## Data segment
----

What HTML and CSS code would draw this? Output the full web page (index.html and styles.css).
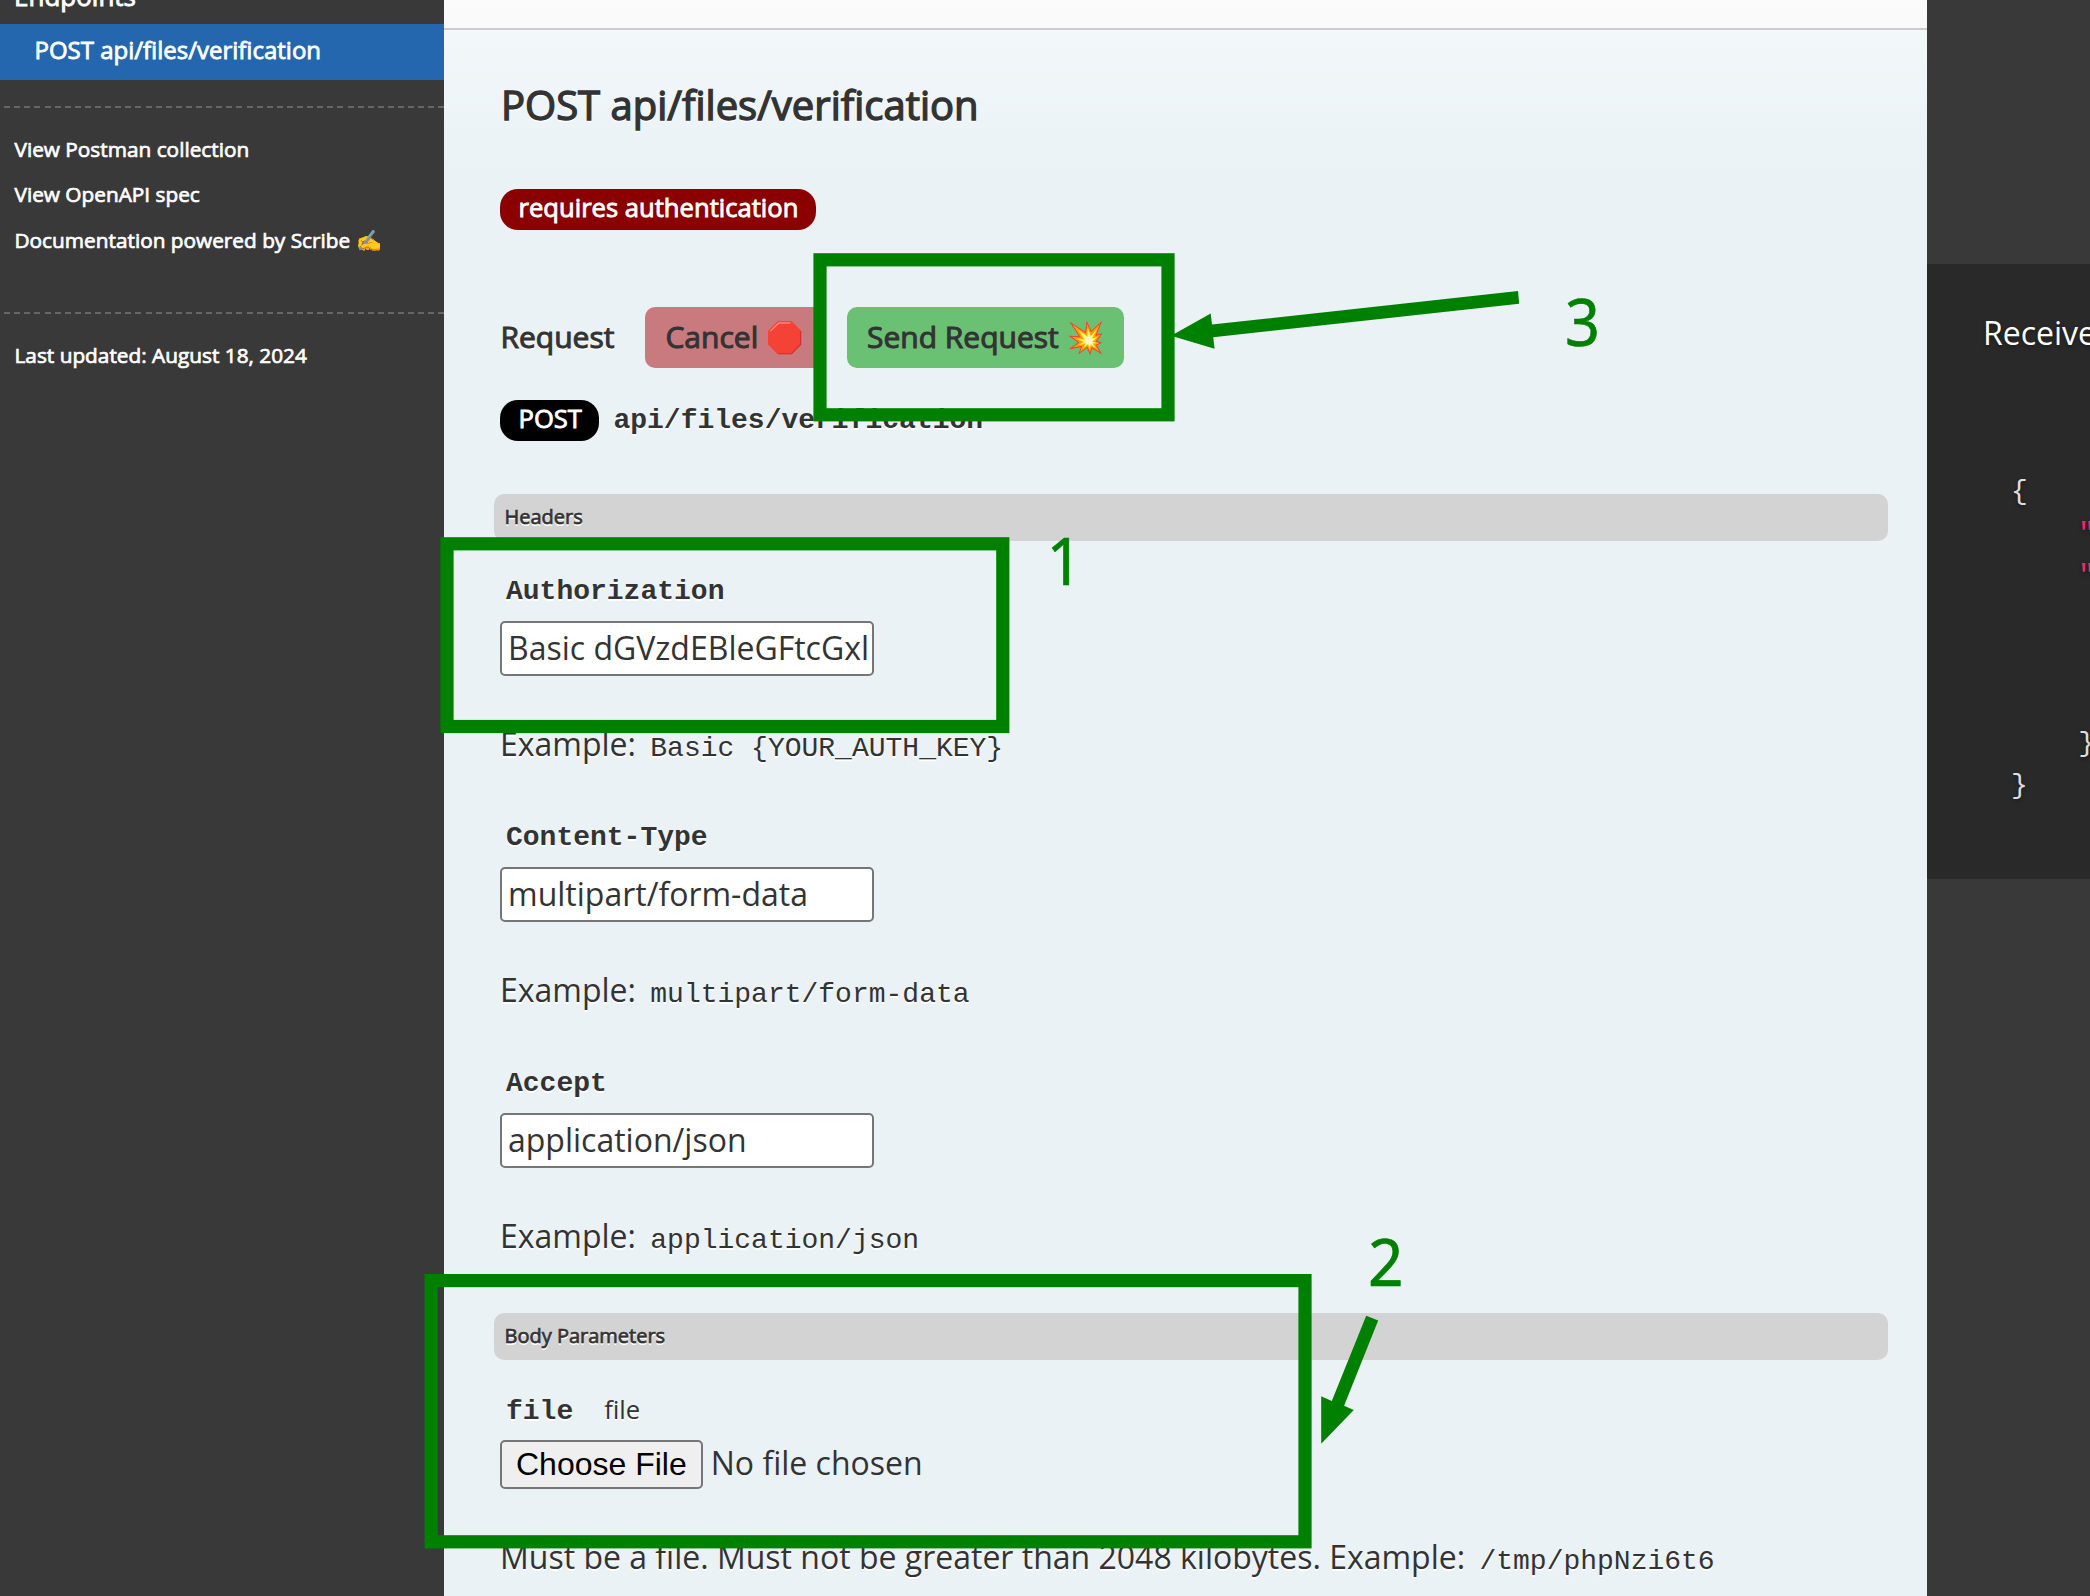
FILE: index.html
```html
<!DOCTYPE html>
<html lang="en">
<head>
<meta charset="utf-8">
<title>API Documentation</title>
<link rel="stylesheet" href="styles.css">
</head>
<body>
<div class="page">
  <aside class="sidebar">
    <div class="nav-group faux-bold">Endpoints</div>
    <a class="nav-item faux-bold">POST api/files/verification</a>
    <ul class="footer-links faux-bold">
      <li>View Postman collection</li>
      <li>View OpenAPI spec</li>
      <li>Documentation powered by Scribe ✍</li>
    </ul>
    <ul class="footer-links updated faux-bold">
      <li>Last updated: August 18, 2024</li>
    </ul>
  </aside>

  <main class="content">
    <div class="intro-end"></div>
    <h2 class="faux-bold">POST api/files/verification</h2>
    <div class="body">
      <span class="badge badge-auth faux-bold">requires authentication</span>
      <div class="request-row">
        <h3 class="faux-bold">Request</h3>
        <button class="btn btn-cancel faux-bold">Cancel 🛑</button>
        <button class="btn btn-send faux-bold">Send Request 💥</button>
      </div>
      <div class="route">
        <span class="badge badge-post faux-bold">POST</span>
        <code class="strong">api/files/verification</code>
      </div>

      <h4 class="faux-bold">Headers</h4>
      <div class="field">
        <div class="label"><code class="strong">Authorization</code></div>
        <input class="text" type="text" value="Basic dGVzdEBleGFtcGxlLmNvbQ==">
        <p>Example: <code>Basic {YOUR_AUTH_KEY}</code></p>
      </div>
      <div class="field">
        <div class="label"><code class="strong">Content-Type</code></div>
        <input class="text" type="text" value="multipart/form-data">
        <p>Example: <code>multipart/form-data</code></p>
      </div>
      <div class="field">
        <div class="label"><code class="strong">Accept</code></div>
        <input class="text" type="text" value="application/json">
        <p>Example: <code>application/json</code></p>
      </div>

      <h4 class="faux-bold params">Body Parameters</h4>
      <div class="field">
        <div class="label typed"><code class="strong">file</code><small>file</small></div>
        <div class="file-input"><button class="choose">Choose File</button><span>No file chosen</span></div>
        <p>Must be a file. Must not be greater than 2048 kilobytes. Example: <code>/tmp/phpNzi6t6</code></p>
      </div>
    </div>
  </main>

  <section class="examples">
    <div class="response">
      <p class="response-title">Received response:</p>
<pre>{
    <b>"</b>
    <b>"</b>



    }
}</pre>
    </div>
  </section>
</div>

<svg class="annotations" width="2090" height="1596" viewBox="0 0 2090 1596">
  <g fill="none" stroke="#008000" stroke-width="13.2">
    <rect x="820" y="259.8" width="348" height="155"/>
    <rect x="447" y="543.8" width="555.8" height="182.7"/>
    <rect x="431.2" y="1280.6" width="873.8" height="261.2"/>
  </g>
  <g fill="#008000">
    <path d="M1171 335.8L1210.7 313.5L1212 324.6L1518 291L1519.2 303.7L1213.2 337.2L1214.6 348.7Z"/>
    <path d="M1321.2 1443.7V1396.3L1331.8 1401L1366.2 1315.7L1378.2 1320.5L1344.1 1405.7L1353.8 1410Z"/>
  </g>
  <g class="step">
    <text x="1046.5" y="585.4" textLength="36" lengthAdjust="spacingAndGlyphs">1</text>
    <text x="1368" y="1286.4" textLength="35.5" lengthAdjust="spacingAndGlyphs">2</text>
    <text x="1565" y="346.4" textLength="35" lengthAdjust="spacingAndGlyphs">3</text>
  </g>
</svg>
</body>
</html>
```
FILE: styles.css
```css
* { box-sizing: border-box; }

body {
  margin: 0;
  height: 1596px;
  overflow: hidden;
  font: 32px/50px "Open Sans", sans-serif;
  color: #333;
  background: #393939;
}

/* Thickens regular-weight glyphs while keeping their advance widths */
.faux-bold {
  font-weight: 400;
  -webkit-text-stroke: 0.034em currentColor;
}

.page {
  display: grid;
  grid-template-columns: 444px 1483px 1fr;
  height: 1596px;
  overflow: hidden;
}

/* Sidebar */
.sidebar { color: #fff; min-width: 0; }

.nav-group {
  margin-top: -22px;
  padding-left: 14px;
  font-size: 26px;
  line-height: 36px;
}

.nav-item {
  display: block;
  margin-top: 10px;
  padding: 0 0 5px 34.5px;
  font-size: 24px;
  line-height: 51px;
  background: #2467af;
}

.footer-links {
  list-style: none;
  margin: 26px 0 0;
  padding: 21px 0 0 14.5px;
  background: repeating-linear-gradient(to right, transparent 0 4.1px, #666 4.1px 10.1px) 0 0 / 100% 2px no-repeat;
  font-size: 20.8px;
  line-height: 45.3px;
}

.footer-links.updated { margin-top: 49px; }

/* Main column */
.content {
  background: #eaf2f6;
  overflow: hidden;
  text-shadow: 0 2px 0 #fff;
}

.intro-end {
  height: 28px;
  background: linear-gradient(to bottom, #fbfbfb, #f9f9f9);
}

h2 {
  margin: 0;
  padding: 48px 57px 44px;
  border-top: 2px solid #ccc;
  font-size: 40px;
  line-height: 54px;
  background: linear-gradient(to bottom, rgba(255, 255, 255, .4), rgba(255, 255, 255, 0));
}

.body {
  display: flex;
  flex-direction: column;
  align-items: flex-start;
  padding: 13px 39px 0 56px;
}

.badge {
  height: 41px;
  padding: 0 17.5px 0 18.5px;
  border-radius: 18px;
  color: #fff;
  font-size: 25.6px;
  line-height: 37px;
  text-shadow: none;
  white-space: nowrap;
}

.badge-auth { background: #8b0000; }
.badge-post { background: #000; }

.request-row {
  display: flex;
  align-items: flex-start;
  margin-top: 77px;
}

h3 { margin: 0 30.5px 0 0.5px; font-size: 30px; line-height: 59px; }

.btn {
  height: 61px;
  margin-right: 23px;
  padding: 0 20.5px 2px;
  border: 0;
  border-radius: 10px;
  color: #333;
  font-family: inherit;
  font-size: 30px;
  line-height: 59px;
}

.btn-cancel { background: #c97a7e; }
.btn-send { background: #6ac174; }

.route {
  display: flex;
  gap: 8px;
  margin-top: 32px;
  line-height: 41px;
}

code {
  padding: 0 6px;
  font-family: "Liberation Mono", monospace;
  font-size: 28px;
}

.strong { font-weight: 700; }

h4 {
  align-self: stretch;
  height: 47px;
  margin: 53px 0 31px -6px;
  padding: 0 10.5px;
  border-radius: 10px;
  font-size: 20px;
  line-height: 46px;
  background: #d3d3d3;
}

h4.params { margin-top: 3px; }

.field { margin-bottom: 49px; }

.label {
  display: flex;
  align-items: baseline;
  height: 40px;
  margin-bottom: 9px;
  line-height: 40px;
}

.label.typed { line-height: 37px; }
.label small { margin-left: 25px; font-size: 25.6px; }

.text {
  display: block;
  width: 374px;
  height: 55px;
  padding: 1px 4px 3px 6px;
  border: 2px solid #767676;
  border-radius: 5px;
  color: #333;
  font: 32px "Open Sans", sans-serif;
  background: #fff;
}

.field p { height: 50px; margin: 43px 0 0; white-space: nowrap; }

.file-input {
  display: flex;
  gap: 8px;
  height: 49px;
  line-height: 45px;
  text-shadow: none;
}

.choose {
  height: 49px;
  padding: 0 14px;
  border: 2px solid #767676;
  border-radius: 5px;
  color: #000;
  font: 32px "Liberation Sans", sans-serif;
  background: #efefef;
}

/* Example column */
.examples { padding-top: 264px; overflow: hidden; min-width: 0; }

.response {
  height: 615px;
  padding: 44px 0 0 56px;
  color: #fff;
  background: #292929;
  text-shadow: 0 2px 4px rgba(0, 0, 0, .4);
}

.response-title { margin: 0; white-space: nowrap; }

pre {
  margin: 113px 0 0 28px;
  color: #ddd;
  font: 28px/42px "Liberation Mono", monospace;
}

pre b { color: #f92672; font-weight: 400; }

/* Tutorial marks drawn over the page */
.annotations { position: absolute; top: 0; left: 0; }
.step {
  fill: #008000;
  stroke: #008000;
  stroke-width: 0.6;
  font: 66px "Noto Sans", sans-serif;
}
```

----

Of the lines in the material, how many contain the word "code"? Reply with the number and nothing else.

11